** Goal **
Quote all lines below exactly. Images stay out.

** Raw data **
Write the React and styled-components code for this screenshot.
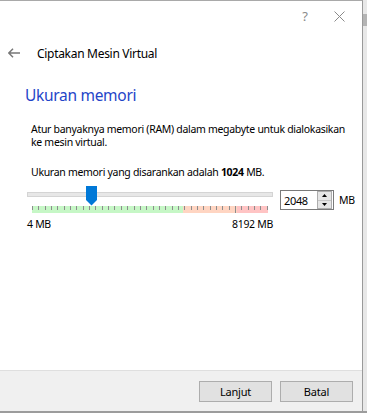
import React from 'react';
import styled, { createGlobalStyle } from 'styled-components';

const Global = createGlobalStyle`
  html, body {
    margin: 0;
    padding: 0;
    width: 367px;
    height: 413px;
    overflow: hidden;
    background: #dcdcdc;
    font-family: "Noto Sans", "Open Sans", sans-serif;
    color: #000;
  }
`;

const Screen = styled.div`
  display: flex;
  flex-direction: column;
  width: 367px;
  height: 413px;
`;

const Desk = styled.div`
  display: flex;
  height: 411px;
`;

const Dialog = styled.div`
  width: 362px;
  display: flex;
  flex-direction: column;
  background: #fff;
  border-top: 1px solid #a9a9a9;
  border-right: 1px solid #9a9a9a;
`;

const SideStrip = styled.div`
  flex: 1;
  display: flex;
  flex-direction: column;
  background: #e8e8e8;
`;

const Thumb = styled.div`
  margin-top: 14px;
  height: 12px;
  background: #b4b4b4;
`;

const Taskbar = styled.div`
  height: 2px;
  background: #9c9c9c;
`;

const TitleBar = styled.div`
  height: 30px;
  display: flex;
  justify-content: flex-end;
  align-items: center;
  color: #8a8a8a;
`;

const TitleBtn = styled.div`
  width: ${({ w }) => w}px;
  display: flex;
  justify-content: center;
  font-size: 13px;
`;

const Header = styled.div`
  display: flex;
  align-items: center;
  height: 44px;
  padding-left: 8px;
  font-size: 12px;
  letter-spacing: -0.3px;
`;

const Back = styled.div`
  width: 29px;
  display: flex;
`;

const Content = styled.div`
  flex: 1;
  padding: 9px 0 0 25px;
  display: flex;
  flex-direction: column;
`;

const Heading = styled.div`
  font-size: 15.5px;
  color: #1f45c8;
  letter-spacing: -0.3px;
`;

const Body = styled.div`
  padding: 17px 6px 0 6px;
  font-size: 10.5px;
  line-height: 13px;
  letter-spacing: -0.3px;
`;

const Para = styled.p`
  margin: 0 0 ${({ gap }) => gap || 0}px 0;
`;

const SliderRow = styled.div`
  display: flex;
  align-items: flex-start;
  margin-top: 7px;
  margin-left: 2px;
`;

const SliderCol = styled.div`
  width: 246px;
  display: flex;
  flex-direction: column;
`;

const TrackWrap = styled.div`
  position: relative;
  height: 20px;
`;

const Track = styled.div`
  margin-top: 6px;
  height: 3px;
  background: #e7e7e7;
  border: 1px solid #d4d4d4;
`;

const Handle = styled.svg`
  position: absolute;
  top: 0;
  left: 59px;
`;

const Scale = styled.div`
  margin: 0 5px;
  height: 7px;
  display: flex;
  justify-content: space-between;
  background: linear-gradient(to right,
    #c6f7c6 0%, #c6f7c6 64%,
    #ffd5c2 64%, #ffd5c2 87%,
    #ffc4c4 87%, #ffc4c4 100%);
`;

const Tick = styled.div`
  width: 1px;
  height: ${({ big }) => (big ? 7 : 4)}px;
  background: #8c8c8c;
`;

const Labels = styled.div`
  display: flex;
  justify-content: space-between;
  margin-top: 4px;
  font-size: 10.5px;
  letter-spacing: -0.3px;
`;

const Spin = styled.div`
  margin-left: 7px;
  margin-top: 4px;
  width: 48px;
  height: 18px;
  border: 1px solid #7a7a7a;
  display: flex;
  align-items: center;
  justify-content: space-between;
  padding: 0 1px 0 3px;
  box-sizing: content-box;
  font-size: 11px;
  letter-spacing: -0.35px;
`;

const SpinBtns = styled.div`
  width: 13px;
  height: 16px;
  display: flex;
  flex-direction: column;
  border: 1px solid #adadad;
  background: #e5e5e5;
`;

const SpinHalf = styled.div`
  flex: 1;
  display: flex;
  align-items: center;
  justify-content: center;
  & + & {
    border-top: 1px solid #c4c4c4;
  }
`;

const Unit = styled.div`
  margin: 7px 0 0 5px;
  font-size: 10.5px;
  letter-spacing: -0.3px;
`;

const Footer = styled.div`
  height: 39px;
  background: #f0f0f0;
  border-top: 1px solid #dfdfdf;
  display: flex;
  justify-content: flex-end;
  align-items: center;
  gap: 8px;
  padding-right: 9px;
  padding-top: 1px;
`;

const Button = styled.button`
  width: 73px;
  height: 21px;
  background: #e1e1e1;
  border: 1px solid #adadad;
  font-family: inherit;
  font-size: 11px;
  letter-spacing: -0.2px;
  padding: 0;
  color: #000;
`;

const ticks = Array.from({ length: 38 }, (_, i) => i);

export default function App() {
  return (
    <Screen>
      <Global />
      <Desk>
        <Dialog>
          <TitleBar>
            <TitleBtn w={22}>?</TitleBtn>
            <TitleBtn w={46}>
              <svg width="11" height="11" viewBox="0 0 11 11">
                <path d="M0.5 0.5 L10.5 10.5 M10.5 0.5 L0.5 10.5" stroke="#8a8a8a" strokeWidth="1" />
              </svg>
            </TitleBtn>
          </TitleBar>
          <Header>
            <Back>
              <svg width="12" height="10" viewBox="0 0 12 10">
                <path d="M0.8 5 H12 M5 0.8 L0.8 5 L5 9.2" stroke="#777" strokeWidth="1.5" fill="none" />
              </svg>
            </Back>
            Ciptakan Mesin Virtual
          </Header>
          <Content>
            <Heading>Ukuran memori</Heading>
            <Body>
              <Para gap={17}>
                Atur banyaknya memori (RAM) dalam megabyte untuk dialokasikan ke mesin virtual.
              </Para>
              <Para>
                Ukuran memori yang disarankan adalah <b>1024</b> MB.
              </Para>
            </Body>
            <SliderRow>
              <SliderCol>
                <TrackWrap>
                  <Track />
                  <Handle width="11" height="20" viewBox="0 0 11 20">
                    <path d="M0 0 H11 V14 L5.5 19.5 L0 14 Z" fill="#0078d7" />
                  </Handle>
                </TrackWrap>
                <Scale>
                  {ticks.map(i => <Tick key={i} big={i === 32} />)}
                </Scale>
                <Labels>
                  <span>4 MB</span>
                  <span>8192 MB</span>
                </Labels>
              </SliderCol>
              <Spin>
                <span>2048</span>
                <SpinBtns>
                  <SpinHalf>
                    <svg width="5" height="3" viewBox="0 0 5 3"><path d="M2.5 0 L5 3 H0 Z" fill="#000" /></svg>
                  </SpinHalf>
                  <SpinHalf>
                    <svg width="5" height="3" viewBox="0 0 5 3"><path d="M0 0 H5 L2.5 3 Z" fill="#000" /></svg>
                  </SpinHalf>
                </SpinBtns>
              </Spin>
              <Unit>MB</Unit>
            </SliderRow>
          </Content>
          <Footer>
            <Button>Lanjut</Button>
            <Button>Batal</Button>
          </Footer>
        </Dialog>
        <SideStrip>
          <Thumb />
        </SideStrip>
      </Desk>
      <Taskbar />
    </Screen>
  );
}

** Task answer **
Write the React and styled-components code for this screenshot.
import React from 'react';
import styled, { createGlobalStyle } from 'styled-components';

const Global = createGlobalStyle`
  html, body {
    margin: 0;
    padding: 0;
    width: 367px;
    height: 413px;
    overflow: hidden;
    background: #dcdcdc;
    font-family: "Noto Sans", "Open Sans", sans-serif;
    color: #000;
  }
`;

const Screen = styled.div`
  display: flex;
  flex-direction: column;
  width: 367px;
  height: 413px;
`;

const Desk = styled.div`
  display: flex;
  height: 411px;
`;

const Dialog = styled.div`
  width: 362px;
  display: flex;
  flex-direction: column;
  background: #fff;
  border-top: 1px solid #a9a9a9;
  border-right: 1px solid #9a9a9a;
`;

const SideStrip = styled.div`
  flex: 1;
  display: flex;
  flex-direction: column;
  background: #e8e8e8;
`;

const Thumb = styled.div`
  margin-top: 14px;
  height: 12px;
  background: #b4b4b4;
`;

const Taskbar = styled.div`
  height: 2px;
  background: #9c9c9c;
`;

const TitleBar = styled.div`
  height: 30px;
  display: flex;
  justify-content: flex-end;
  align-items: center;
  color: #8a8a8a;
`;

const TitleBtn = styled.div`
  width: ${({ w }) => w}px;
  display: flex;
  justify-content: center;
  font-size: 13px;
`;

const Header = styled.div`
  display: flex;
  align-items: center;
  height: 44px;
  padding-left: 8px;
  font-size: 12px;
  letter-spacing: -0.3px;
`;

const Back = styled.div`
  width: 29px;
  display: flex;
`;

const Content = styled.div`
  flex: 1;
  padding: 9px 0 0 25px;
  display: flex;
  flex-direction: column;
`;

const Heading = styled.div`
  font-size: 15.5px;
  color: #1f45c8;
  letter-spacing: -0.3px;
`;

const Body = styled.div`
  padding: 17px 6px 0 6px;
  font-size: 10.5px;
  line-height: 13px;
  letter-spacing: -0.3px;
`;

const Para = styled.p`
  margin: 0 0 ${({ gap }) => gap || 0}px 0;
`;

const SliderRow = styled.div`
  display: flex;
  align-items: flex-start;
  margin-top: 7px;
  margin-left: 2px;
`;

const SliderCol = styled.div`
  width: 246px;
  display: flex;
  flex-direction: column;
`;

const TrackWrap = styled.div`
  position: relative;
  height: 20px;
`;

const Track = styled.div`
  margin-top: 6px;
  height: 3px;
  background: #e7e7e7;
  border: 1px solid #d4d4d4;
`;

const Handle = styled.svg`
  position: absolute;
  top: 0;
  left: 59px;
`;

const Scale = styled.div`
  margin: 0 5px;
  height: 7px;
  display: flex;
  justify-content: space-between;
  background: linear-gradient(to right,
    #c6f7c6 0%, #c6f7c6 64%,
    #ffd5c2 64%, #ffd5c2 87%,
    #ffc4c4 87%, #ffc4c4 100%);
`;

const Tick = styled.div`
  width: 1px;
  height: ${({ big }) => (big ? 7 : 4)}px;
  background: #8c8c8c;
`;

const Labels = styled.div`
  display: flex;
  justify-content: space-between;
  margin-top: 4px;
  font-size: 10.5px;
  letter-spacing: -0.3px;
`;

const Spin = styled.div`
  margin-left: 7px;
  margin-top: 4px;
  width: 48px;
  height: 18px;
  border: 1px solid #7a7a7a;
  display: flex;
  align-items: center;
  justify-content: space-between;
  padding: 0 1px 0 3px;
  box-sizing: content-box;
  font-size: 11px;
  letter-spacing: -0.35px;
`;

const SpinBtns = styled.div`
  width: 13px;
  height: 16px;
  display: flex;
  flex-direction: column;
  border: 1px solid #adadad;
  background: #e5e5e5;
`;

const SpinHalf = styled.div`
  flex: 1;
  display: flex;
  align-items: center;
  justify-content: center;
  & + & {
    border-top: 1px solid #c4c4c4;
  }
`;

const Unit = styled.div`
  margin: 7px 0 0 5px;
  font-size: 10.5px;
  letter-spacing: -0.3px;
`;

const Footer = styled.div`
  height: 39px;
  background: #f0f0f0;
  border-top: 1px solid #dfdfdf;
  display: flex;
  justify-content: flex-end;
  align-items: center;
  gap: 8px;
  padding-right: 9px;
  padding-top: 1px;
`;

const Button = styled.button`
  width: 73px;
  height: 21px;
  background: #e1e1e1;
  border: 1px solid #adadad;
  font-family: inherit;
  font-size: 11px;
  letter-spacing: -0.2px;
  padding: 0;
  color: #000;
`;

const ticks = Array.from({ length: 38 }, (_, i) => i);

export default function App() {
  return (
    <Screen>
      <Global />
      <Desk>
        <Dialog>
          <TitleBar>
            <TitleBtn w={22}>?</TitleBtn>
            <TitleBtn w={46}>
              <svg width="11" height="11" viewBox="0 0 11 11">
                <path d="M0.5 0.5 L10.5 10.5 M10.5 0.5 L0.5 10.5" stroke="#8a8a8a" strokeWidth="1" />
              </svg>
            </TitleBtn>
          </TitleBar>
          <Header>
            <Back>
              <svg width="12" height="10" viewBox="0 0 12 10">
                <path d="M0.8 5 H12 M5 0.8 L0.8 5 L5 9.2" stroke="#777" strokeWidth="1.5" fill="none" />
              </svg>
            </Back>
            Ciptakan Mesin Virtual
          </Header>
          <Content>
            <Heading>Ukuran memori</Heading>
            <Body>
              <Para gap={17}>
                Atur banyaknya memori (RAM) dalam megabyte untuk dialokasikan ke mesin virtual.
              </Para>
              <Para>
                Ukuran memori yang disarankan adalah <b>1024</b> MB.
              </Para>
            </Body>
            <SliderRow>
              <SliderCol>
                <TrackWrap>
                  <Track />
                  <Handle width="11" height="20" viewBox="0 0 11 20">
                    <path d="M0 0 H11 V14 L5.5 19.5 L0 14 Z" fill="#0078d7" />
                  </Handle>
                </TrackWrap>
                <Scale>
                  {ticks.map(i => <Tick key={i} big={i === 32} />)}
                </Scale>
                <Labels>
                  <span>4 MB</span>
                  <span>8192 MB</span>
                </Labels>
              </SliderCol>
              <Spin>
                <span>2048</span>
                <SpinBtns>
                  <SpinHalf>
                    <svg width="5" height="3" viewBox="0 0 5 3"><path d="M2.5 0 L5 3 H0 Z" fill="#000" /></svg>
                  </SpinHalf>
                  <SpinHalf>
                    <svg width="5" height="3" viewBox="0 0 5 3"><path d="M0 0 H5 L2.5 3 Z" fill="#000" /></svg>
                  </SpinHalf>
                </SpinBtns>
              </Spin>
              <Unit>MB</Unit>
            </SliderRow>
          </Content>
          <Footer>
            <Button>Lanjut</Button>
            <Button>Batal</Button>
          </Footer>
        </Dialog>
        <SideStrip>
          <Thumb />
        </SideStrip>
      </Desk>
      <Taskbar />
    </Screen>
  );
}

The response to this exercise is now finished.